Die Möglichkeit eines Bürgerentscheids, die im vergangenen Jahr von der Landesregierung erst geschaffen wurde, ist in den Augen des Politikwissenschaftlers durchaus konsequent. Schließlich werde der Oberbürgermeister oder die Oberbürgermeisterin direkt gewählt, während die Zusammensetzung des Stadtrates aus dem Parteienwettbewerb hervorgehe. Florack wies gestern auf Bestimmungen in Baden-Württemberg hin, wo Parteien beim Oberbürgermeisteramt kein Vorschlagsrecht besitzen.

In der Politikwissenschaft werden in Bezug zur Amtszeit zwei Varianten diskutiert: eine längere Amtszeit mit der Möglichkeit zur Abwahl und kürzere Amtszeiten ohne Abwahlmöglichkeit. In Duisburg habe sich gezeigt, dass eine Abwahloption eine reale Chance hat, um einen OB mit der vergleichsweise langen Amtszeit von sechs Jahren vorzeitig abzulösen.

Allerdings glaubt Florack nicht, dass direkte Bürgerentscheide gegenüber dem parlamentarischen System, wie es zurzeit durch Parteien verwirklicht wird, immer von Vorteil sind. In beiden Fällen gehe es um die Durchsetzung von Interessen. Es gebe keinen Grund, anzunehmen, dass Parteien da weniger hilfreich oder leistungsfähig seien. Florack vermutet im Übrigen nicht, dass Bürgerentscheide bei sachpolitischen Fragen in Zukunft eine größere Rolle spielen werden. Es sei immer leichter, ein negatives Votum zu organisieren, als Unterschriftenlisten FÜR eine bestimmte Position zu füllen. Das habe im Übrigen auch die Duisburger Initiative gezeigt, die zwar in dem Willen vereint war, Sauerland als Oberbürgermeister abzuwählen, intern aber durchaus nicht konfliktfrei war.

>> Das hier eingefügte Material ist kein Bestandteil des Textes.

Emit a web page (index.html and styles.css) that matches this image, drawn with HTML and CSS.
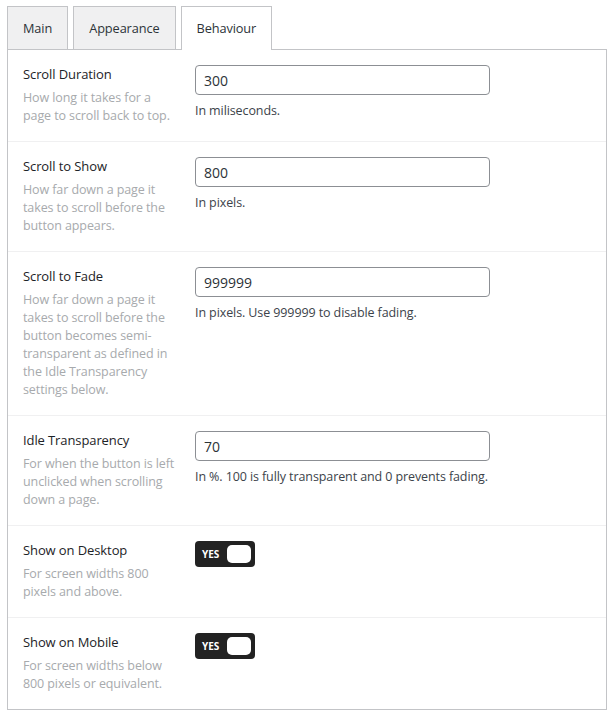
FILE: index.html
```html
<!doctype html>
<html lang="en">
<head>
    <meta charset="UTF-8">
    <title>Behaviour settings</title>
    <link rel="stylesheet" href="styles.css">
</head>
<body>
    <div class="wrap">
        <div class="tabs">
            <a class="tab">Main</a>
            <a class="tab">Appearance</a>
            <a class="tab active">Behaviour</a>
        </div>

        <div class="panel">
            <div class="row">
                <div class="info">
                    <div class="label">Scroll Duration</div>
                    <div class="desc">How long it takes for a page to scroll back to top.</div>
                </div>
                <div class="field">
                    <input type="text" class="input" value="300"/>
                    <div class="help">In miliseconds.</div>
                </div>
            </div>

            <div class="row">
                <div class="info">
                    <div class="label">Scroll to Show</div>
                    <div class="desc">How far down a page it takes to scroll before the button appears.</div>
                </div>
                <div class="field">
                    <input type="text" class="input" value="800"/>
                    <div class="help">In pixels.</div>
                </div>
            </div>

            <div class="row">
                <div class="info">
                    <div class="label">Scroll to Fade</div>
                    <div class="desc">How far down a page it takes to scroll before the button becomes semi-transparent as defined in the Idle Transparency settings below.</div>
                </div>
                <div class="field">
                    <input type="text" class="input" value="999999"/>
                    <div class="help">In pixels. Use 999999 to disable fading.</div>
                </div>
            </div>

            <div class="row">
                <div class="info">
                    <div class="label">Idle Transparency</div>
                    <div class="desc">For when the button is left unclicked when scrolling down a page.</div>
                </div>
                <div class="field">
                    <input type="text" class="input" value="70"/>
                    <div class="help">In %. 100 is fully transparent and 0 prevents fading.</div>
                </div>
            </div>

            <div class="row">
                <div class="info">
                    <div class="label">Show on Desktop</div>
                    <div class="desc">For screen widths 800 pixels and above.</div>
                </div>
                <div class="field">
                    <div class="toggle"><span class="toggle-text">YES</span><span class="knob"></span></div>
                </div>
            </div>

            <div class="row">
                <div class="info">
                    <div class="label">Show on Mobile</div>
                    <div class="desc">For screen widths below 800 pixels or equivalent.</div>
                </div>
                <div class="field">
                    <div class="toggle"><span class="toggle-text">YES</span><span class="knob"></span></div>
                </div>
            </div>
        </div>
    </div>
</body>
</html>
```

FILE: styles.css
```css
body {
    margin: 0;
    background: #ffffff;
    font-family: 'Open Sans', 'Noto Sans', sans-serif;
    font-size: 12.5px;
    letter-spacing: -0.1px;
    color: #1d2327;
}
.wrap {
    padding: 6px 2px 0 7px;
}
.tabs {
    display: flex;
    gap: 5px;
    margin-bottom: -1px;
}
.tab {
    display: block;
    height: 42px;
    line-height: 42px;
    padding: 0 15px;
    background: #f0f0f1;
    border: 1px solid #c3c4c7;
    border-bottom: none;
    color: #2c3338;
    font-weight: 500;
    font-size: 12.75px;
}
.tab.active {
    background: #ffffff;
    position: relative;
    z-index: 1;
    height: 43px;
}
.panel {
    border: 1px solid #c3c4c7;
    background: #ffffff;
}
.row {
    display: flex;
    gap: 15px;
    padding: 15px 15px 16px;
    border-top: 1px solid #f0f0f1;
}
.row:first-child {
    border-top: none;
}
.info {
    width: 157px;
    flex-shrink: 0;
}
.label {
    font-weight: 500;
    font-size: 13px;
    line-height: 18px;
    margin-bottom: 6px;
}
.desc {
    color: #a7aaad;
    line-height: 18px;
}
.field {
    flex: 1;
}
.input {
    display: block;
    box-sizing: border-box;
    width: 295px;
    height: 30px;
    margin: 0;
    padding: 0 8px;
    border: 1px solid #8c8f94;
    border-radius: 4px;
    font-family: inherit;
    font-size: 14px;
    color: #2c3338;
}
.help {
    margin-top: 7px;
    line-height: 18px;
    color: #3c434a;
}
.toggle {
    display: flex;
    align-items: center;
    justify-content: space-between;
    box-sizing: border-box;
    width: 60px;
    height: 26px;
    padding: 0 4px 0 7px;
    background: #222222;
    border-radius: 4px;
}
.toggle-text {
    color: #ffffff;
    font-size: 10px;
    font-weight: 700;
}
.knob {
    width: 24px;
    height: 18px;
    background: #ffffff;
    border-radius: 5px;
}
```
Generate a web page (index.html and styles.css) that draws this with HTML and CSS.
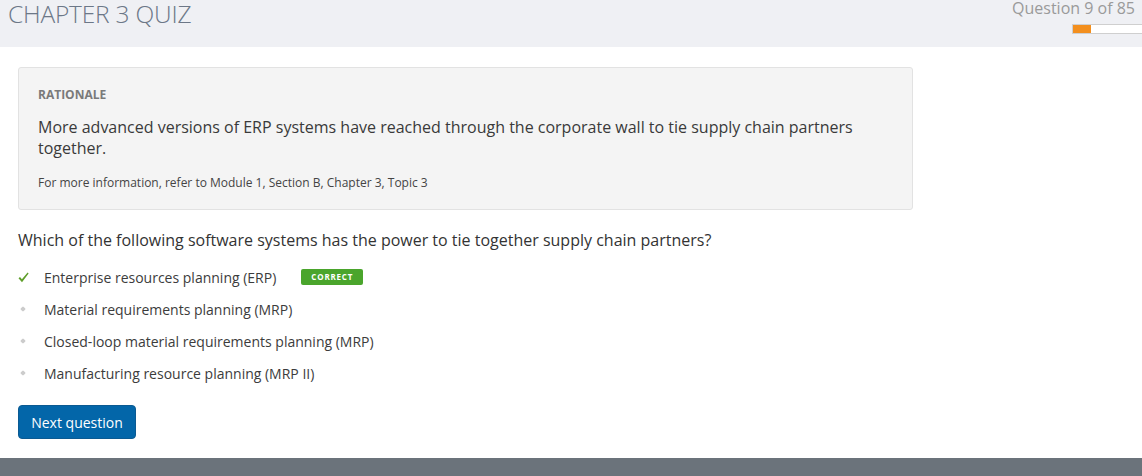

Das künftige Duisburger Stadtoberhaupt trete ein schweres Amt an, meint Florack. Gefragt sei ein "Multitalent", das die Gräben in der Stadt zuschütten kann, das zwischen "Wahlbevölkerung" und der etablierten kommunalpolitischen Gruppe vermitteln kann und die gravierenden Probleme der Stadt (Haushalt) in den Griff bekommt.

Florack weist darauf hin, dass mit der Abwahl Sauerlands die Fragen nach politischer Verantwortung und Schuld in Bezug zum Loveparade-Unglück keineswegs beantwortet sind. Diese Fragen blieben aber nun nicht mehr ausschließlich am Oberbürgermeister hängen.